Sejak diberlakukan, kebijakan ini telah mengubah wajah penjara di El Salvador. Salah satu contohnya adalah Centro de Confinamiento del Terrorismo (CECOT)—penjara terbesar di negara itu yang kini beroperasi hampir seperti pabrik raksasa. Ribuan narapidana tampak bekerja dalam formasi teratur, mengenakan seragam khusus, diawasi ketat oleh aparat bersenjata. Mereka membuat batu bata, menjahit pakaian, membersihkan lingkungan, dan membangun fasilitas umum. Produk hasil kerja napi ini sebagian besar digunakan untuk keperluan negara, dan sebagian lainnya dijual ke publik dengan harga murah.
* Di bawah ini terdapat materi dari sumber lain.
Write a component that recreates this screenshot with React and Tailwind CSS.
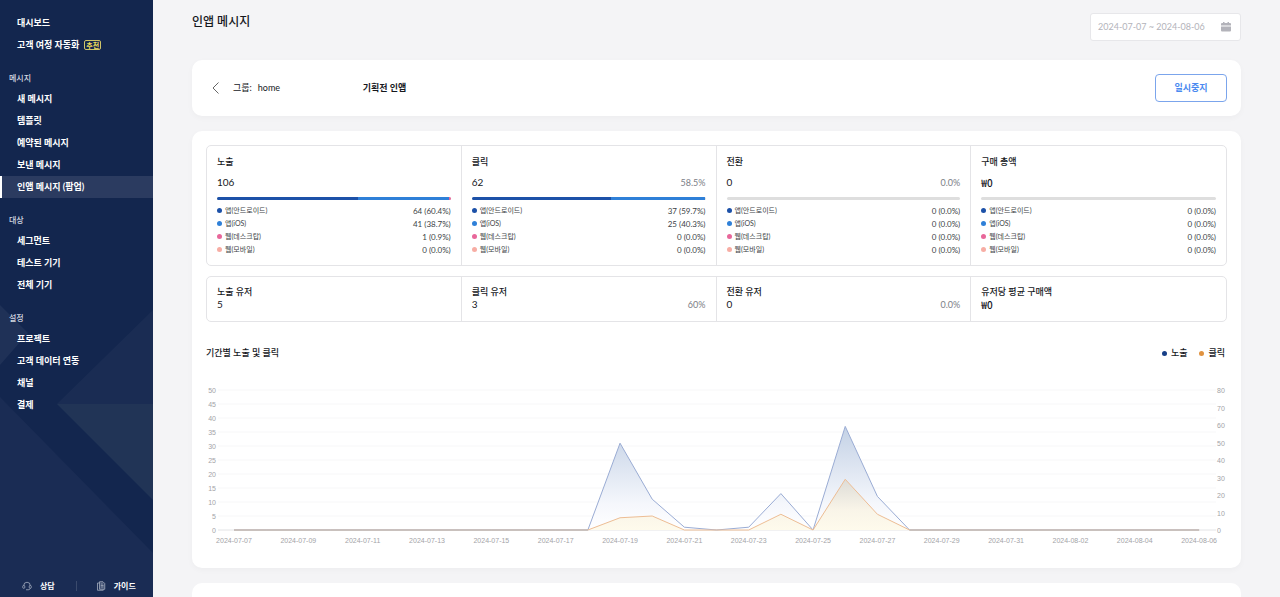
import { useId } from "react";

const NAV = [
  { title: null, items: ["대시보드", "고객 여정 자동화"] },
  { title: "메시지", items: ["새 메시지", "템플릿", "예약된 메시지", "보낸 메시지", "인앱 메시지 (팝업)"] },
  { title: "대상", items: ["세그먼트", "테스트 기기", "전체 기기"] },
  { title: "설정", items: ["프로젝트", "고객 데이터 연동", "채널", "결제"] },
];
const ACTIVE = "인앱 메시지 (팝업)";
const RECOMMENDED = "고객 여정 자동화";

function HeadsetIcon() {
  return (
    <svg viewBox="0 0 20 20" className="size-[10px]" fill="none" stroke="currentColor" strokeWidth="1.6">
      <path d="M3.500 9a6.500 6.500 0 0 1 13 0" />
      <rect x="1.5" y="9" width="4" height="5.5" rx="1.5" />
      <rect x="14.5" y="9" width="4" height="5.5" rx="1.5" />
      <path d="M16.500 14.500c0 2-2 3-4.500 3M8 17.500h4" />
    </svg>
  );
}

function GuideIcon() {
  return (
    <svg viewBox="0 0 20 20" className="size-[10px]" fill="none" stroke="currentColor" strokeWidth="1.6">
      <path d="M7 1.500h7l3.500 3.500v11.500H7z" fill="currentColor" fillOpacity="0.25" />
      <path d="M7 4H3v14.500h11.500v-2M9.500 6h4M9.500 9h5.500M9.500 12h5.500" />
    </svg>
  );
}

function CalendarIcon() {
  return (
    <svg viewBox="0 0 10 10" className="size-[10px]" fill="currentColor">
      <path d="M2 0h1.500v1h3V0H8v1h1a1 1 0 0 1 1 1v1.500H0V2a1 1 0 0 1 1-1h1zM0 4.500h10V8.500a1 1 0 0 1-1 1H1a1 1 0 0 1-1-1z" />
    </svg>
  );
}

function Sidebar() {
  return (
    <aside className="relative flex w-[153px] shrink-0 flex-col justify-between overflow-hidden bg-[#13264e] text-white">
      <svg viewBox="0 0 153 597" className="absolute bottom-0 left-0 w-full" aria-hidden="true">
        <path d="M0 305 28 333 0 365z" fill="#fff" fillOpacity="0.05" />
        <path d="M153 310v94H57z" fill="#fff" fillOpacity="0.03" />
        <path d="M57 404H153V500z" fill="#213456" />
        <path d="M0 397 153 553V597H0z" fill="#1a2c54" />
      </svg>
      <nav className="relative pt-3">
        {NAV.map((group, i) => (
          <section key={i}>
            {group.title && (
              <h2 className="flex h-8 items-end pl-[9px] text-[8px] leading-[20px] font-medium text-[#d3d8e0]">
                {group.title}
              </h2>
            )}
            <ul>
              {group.items.map((item) => (
                <li key={item}>
                  <a
                    href="#"
                    className={
                      item === ACTIVE
                        ? "flex h-[22px] items-center border-l-2 border-white bg-[#2b3b60] pl-[15px] text-[9px] font-bold"
                        : "flex h-[22px] items-center gap-[5px] pl-[17px] text-[9px] font-bold"
                    }
                  >
                    {item}
                    {item === RECOMMENDED && (
                      <span className="flex h-[10px] items-center rounded-[2px] border border-[#cfc469] px-px text-[7px] font-bold text-[#f0dc5a]">
                        추천
                      </span>
                    )}
                  </a>
                </li>
              ))}
            </ul>
          </section>
        ))}
      </nav>
      <footer className="relative flex h-[22px] items-center pl-[22px] text-[8px] font-bold">
        <a href="#" className="flex items-center gap-2">
          <span className="text-[#a4adbf]"><HeadsetIcon /></span>상담
        </a>
        <span className="mr-[19px] ml-[21px] h-[10px] w-px bg-[#3a4a6c]" />
        <a href="#" className="flex items-center gap-2">
          <span className="text-[#a4adbf]"><GuideIcon /></span>가이드
        </a>
      </footer>
    </aside>
  );
}

const PLATFORMS = [
  { name: "앱(안드로이드)", dot: "bg-[#1c51a8]" },
  { name: "앱(iOS)", dot: "bg-[#2f80d8]" },
  { name: "웹(데스크탑)", dot: "bg-[#e8679a]" },
  { name: "웹(모바일)", dot: "bg-[#f7ada4]" },
];
const NONE = ["0 (0.0%)", "0 (0.0%)", "0 (0.0%)", "0 (0.0%)"];

const METRICS = [
  { title: "노출", value: "106", shares: [60.4, 38.7, 0.9, 0], rows: ["64 (60.4%)", "41 (38.7%)", "1 (0.9%)", "0 (0.0%)"] },
  { title: "클릭", value: "62", rate: "58.5%", shares: [59.7, 40.3, 0, 0], rows: ["37 (59.7%)", "25 (40.3%)", "0 (0.0%)", "0 (0.0%)"] },
  { title: "전환", value: "0", rate: "0.0%", shares: [0, 0, 0, 0], rows: NONE },
  { title: "구매 총액", value: "₩0", shares: [0, 0, 0, 0], rows: NONE },
];

const USER_METRICS = [
  { title: "노출 유저", value: "5" },
  { title: "클릭 유저", value: "3", rate: "60%" },
  { title: "전환 유저", value: "0", rate: "0.0%" },
  { title: "유저당 평균 구매액", value: "₩0" },
];

function Figure({ value, rate }) {
  const currency = value.startsWith("₩");
  return (
    <p className="flex items-center justify-between text-[10px] leading-[13px] text-[#16181d]">
      <span className={currency ? "font-['Noto_Sans_CJK_KR',sans-serif] font-medium" : undefined}>{value}</span>
      {rate && <span className="text-[9px] text-[#7b7e86]">{rate}</span>}
    </p>
  );
}

function MetricCell({ metric }) {
  return (
    <section className="px-[10px] pt-[9px] pb-[9px]">
      <h3 className="text-[9px] leading-[13px] font-medium">{metric.title}</h3>
      <div className="mt-2">
        <Figure value={metric.value} rate={metric.rate} />
      </div>
      <div className="mt-2 mb-1 flex h-[3px] overflow-hidden rounded-full bg-[#dedede]">
        {metric.shares.map((share, i) => (
          <span key={i} className={PLATFORMS[i].dot} style={{ width: `${share}%` }} />
        ))}
      </div>
      <ul>
        {PLATFORMS.map((p, i) => (
          <li key={p.name} className="flex h-[13px] items-center text-[7px] text-[#3c3f46]">
            <span className={`mr-[3px] size-[5px] rounded-full ${p.dot}`} />
            <span>{p.name}</span>
            <span className="ml-auto text-[8px]">{metric.rows[i]}</span>
          </li>
        ))}
      </ul>
    </section>
  );
}

const DATES = [
  "2024-07-07", "2024-07-09", "2024-07-11", "2024-07-13", "2024-07-15", "2024-07-17", "2024-07-19", "2024-07-21",
  "2024-07-23", "2024-07-25", "2024-07-27", "2024-07-29", "2024-07-31", "2024-08-02", "2024-08-04", "2024-08-06",
];
const IMPRESSIONS = Array(31).fill(0);
[[12, 31], [13, 11], [14, 1], [16, 1], [17, 13], [19, 37], [20, 12]].forEach(([d, v]) => (IMPRESSIONS[d] = v));
const CLICKS = Array(31).fill(0);
[[12, 7], [13, 8], [17, 9], [19, 29], [20, 9]].forEach(([d, v]) => (CLICKS[d] = v));

const BASE = 150;
const PLOT = 140;
const LEFT = 28;
const STEP = 32.17;
const line = (data, max) =>
  data.map((v, i) => `${LEFT + i * STEP},${BASE - (v / max) * PLOT}`).join(" ");
const area = (data, max) => `${LEFT},${BASE} ${line(data, max)} ${LEFT + 30 * STEP},${BASE}`;

function Chart() {
  const id = useId();
  return (
    <svg viewBox="0 0 1021 168" className="block w-full" role="img" aria-label="기간별 노출 및 클릭">
      <defs>
        <linearGradient id={`${id}a`} gradientUnits="userSpaceOnUse" x1="0" x2="0" y1="46" y2={BASE}>
          <stop offset="0" stopColor="#c3d1e5" />
          <stop offset="0.75" stopColor="#f5f7fc" />
          <stop offset="1" stopColor="#ffffff" />
        </linearGradient>
        <linearGradient id={`${id}b`} gradientUnits="userSpaceOnUse" x1="0" x2="0" y1="99" y2={BASE}>
          <stop offset="0" stopColor="#dcdad4" />
          <stop offset="0.6" stopColor="#f9f4e6" />
          <stop offset="1" stopColor="#fefaea" />
        </linearGradient>
      </defs>
      {Array.from({ length: 10 }, (_, i) => (
        <path key={i} d={`M12 ${10 + i * 14}H1010`} stroke="#f7f7f8" />
      ))}
      <path d={`M12 ${BASE}H1010`} stroke="#e3e4e6" />
      <g fontFamily="Liberation Sans, sans-serif" fontSize="7" fill="#a3a3a7">
        {Array.from({ length: 11 }, (_, i) => (
          <text key={i} x="10" y={BASE + 3 - i * 14} textAnchor="end">{i * 5}</text>
        ))}
        {Array.from({ length: 9 }, (_, i) => (
          <text key={i} x="1011" y={BASE + 3 - i * 17.5}>{i * 10}</text>
        ))}
        {DATES.map((d, i) => (
          <text key={d} x={LEFT + i * STEP * 2} y="163" textAnchor="middle">{d}</text>
        ))}
      </g>
      <polygon points={area(IMPRESSIONS, 50)} fill={`url(#${id}a)`} />
      <polyline points={line(IMPRESSIONS, 50)} fill="none" stroke="#9aacd4" />
      <polygon points={area(CLICKS, 80)} fill={`url(#${id}b)`} fillOpacity="0.9" />
      <polyline points={line(CLICKS, 80)} fill="none" stroke="#edbd94" />
      <path d={`M${LEFT} ${BASE}H${LEFT + 11 * STEP}M${LEFT + 21 * STEP} ${BASE}H${LEFT + 30 * STEP}`} stroke="#b9bbc0" />
    </svg>
  );
}

export default function App() {
  return (
    <div className="flex h-screen overflow-hidden bg-[#f4f4f6] font-['Lato','Noto_Sans_CJK_KR',sans-serif] text-[#16181d]" lang="ko">
      <Sidebar />
      <main className="flex min-w-0 flex-1 flex-col overflow-hidden px-[39px]">
        <header className="flex h-[60px] shrink-0 items-start justify-between">
          <h1 className="mt-[13px] text-[12px] leading-[18px] font-medium">인앱 메시지</h1>
          <label className="mt-[13px] flex h-7 w-[151px] items-center rounded-[3px] border border-[#e7e7ea] bg-white pr-[9px] pl-[7px] text-[#b3b3ba]">
            <input
              aria-label="조회 기간"
              defaultValue="2024-07-07 ~ 2024-08-06"
              className="min-w-0 flex-1 bg-transparent text-[9px] outline-none"
            />
            <CalendarIcon />
          </label>
        </header>

        <section className="flex h-14 shrink-0 items-center rounded-[10px] bg-white pr-[14px] pl-5 text-[9px] shadow-[0_2px_6px_rgba(0,0,0,0.03)]">
          <button type="button" aria-label="뒤로" className="mr-[14px]">
            <svg viewBox="0 0 7 12" className="h-3 w-[7px]" fill="none" stroke="#666" strokeWidth="1">
              <path d="M6.500.5 1 6l5.500 5.500" />
            </svg>
          </button>
          <span className="mr-[6px]">그룹:</span>
          <span className="w-[105px]">home</span>
          <strong className="font-bold">기획전 인앱</strong>
          <button type="button" className="ml-auto h-7 w-[72px] rounded-[4px] border border-[#7ba5ec] font-bold text-[#4a8af0]">
            일시중지
          </button>
        </section>

        <section className="mt-[15px] shrink-0 rounded-[10px] bg-white px-[14px] pt-[14px] pb-5 shadow-[0_2px_6px_rgba(0,0,0,0.03)]">
          <div className="grid grid-cols-4 divide-x divide-[#e4e4e7] rounded-[5px] border border-[#e4e4e7]">
            {METRICS.map((m) => (
              <MetricCell key={m.title} metric={m} />
            ))}
          </div>
          <div className="mt-[10px] grid grid-cols-4 divide-x divide-[#e4e4e7] rounded-[5px] border border-[#e4e4e7]">
            {USER_METRICS.map((m) => (
              <section key={m.title} className="px-[10px] pt-2 pb-[10px]">
                <h3 className="text-[9px] leading-[13px] font-medium">{m.title}</h3>
                <Figure value={m.value} rate={m.rate} />
              </section>
            ))}
          </div>
          <div className="mt-6 mb-5 flex items-center justify-between text-[9px] leading-[14px] font-medium">
            <h2>기간별 노출 및 클릭</h2>
            <ul className="flex gap-3 pr-[2px]">
              <li className="flex items-center gap-1"><span className="size-[5px] rounded-full bg-[#173f87]" />노출</li>
              <li className="flex items-center gap-1"><span className="size-[5px] rounded-full bg-[#e0923f]" />클릭</li>
            </ul>
          </div>
          <Chart />
        </section>

        <section className="mt-[15px] h-24 shrink-0 rounded-[10px] bg-white" />
      </main>
    </div>
  );
}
Pemerintah menyatakan bahwa hasil produksi ini bisa membantu pembiayaan sistem pemasyarakatan dan bahkan memberikan kontribusi pada perekonomian negara. Meski kebijakan ini memiliki sisi positif dari segi efisiensi dan pemanfaatan tenaga kerja napi, banyak pihak mempertanyakan aspek etikanya. Apakah pantas manusia dipaksa bekerja untuk mendapatkan makanan? Apakah ini bukan bentuk eksploitasi terselubung?
Menurut pakar hukum internasional, kerja di penjara sah-sah saja selama dilakukan secara sukarela dan memberikan kompensasi yang layak. Namun dalam kasus El Salvador, narapidana bekerja di bawah tekanan kebutuhan dasar: kelaparan. Selain itu, belum ada sistem upah atau penghargaan yang jelas bagi para napi yang bekerja. Ini memperkuat tudingan bahwa kebijakan ini lebih mendekati bentuk kerja paksa ketimbang program rehabilitasi. Meski menuai kontroversi, kebijakan ini mendapat perhatian dari sejumlah negara lain yang menghadapi masalah kelebihan populasi napi dan kekurangan dana operasional. Negara-negara seperti Honduras dan Guatemala disebut-sebut sedang mengkaji kemungkinan menerapkan model serupa.
Di sisi lain, masyarakat sipil di El Salvador mulai menunjukkan kekhawatiran bahwa kebijakan ini bisa menjadi alat represi politik. Beberapa aktivis khawatir, jika sistem ini diterapkan secara luas tanpa pengawasan, maka siapa pun yang berbeda pandangan politik bisa dijebloskan ke penjara dan dipaksa bekerja demi kepentingan negara.
Kebijakan "bekerja untuk makan" di El Salvador menunjukkan bagaimana pemerintah bersedia mengambil langkah ekstrem demi menyelamatkan sistem penjara yang kolaps. Bagi sebagian pihak, ini adalah bentuk keberanian dalam melakukan reformasi. Bagi yang lain, ini adalah alarm bahaya yang mengarah pada pelanggaran hak asasi manusia. Yang jelas, dunia sedang mengawasi. El Salvador kini berada di persimpangan: apakah kebijakan ini akan membuka jalan menuju sistem pemasyarakatan yang lebih produktif, atau justru menjadi simbol baru otoritarianisme yang membungkus dirinya dalam narasi efisiensi?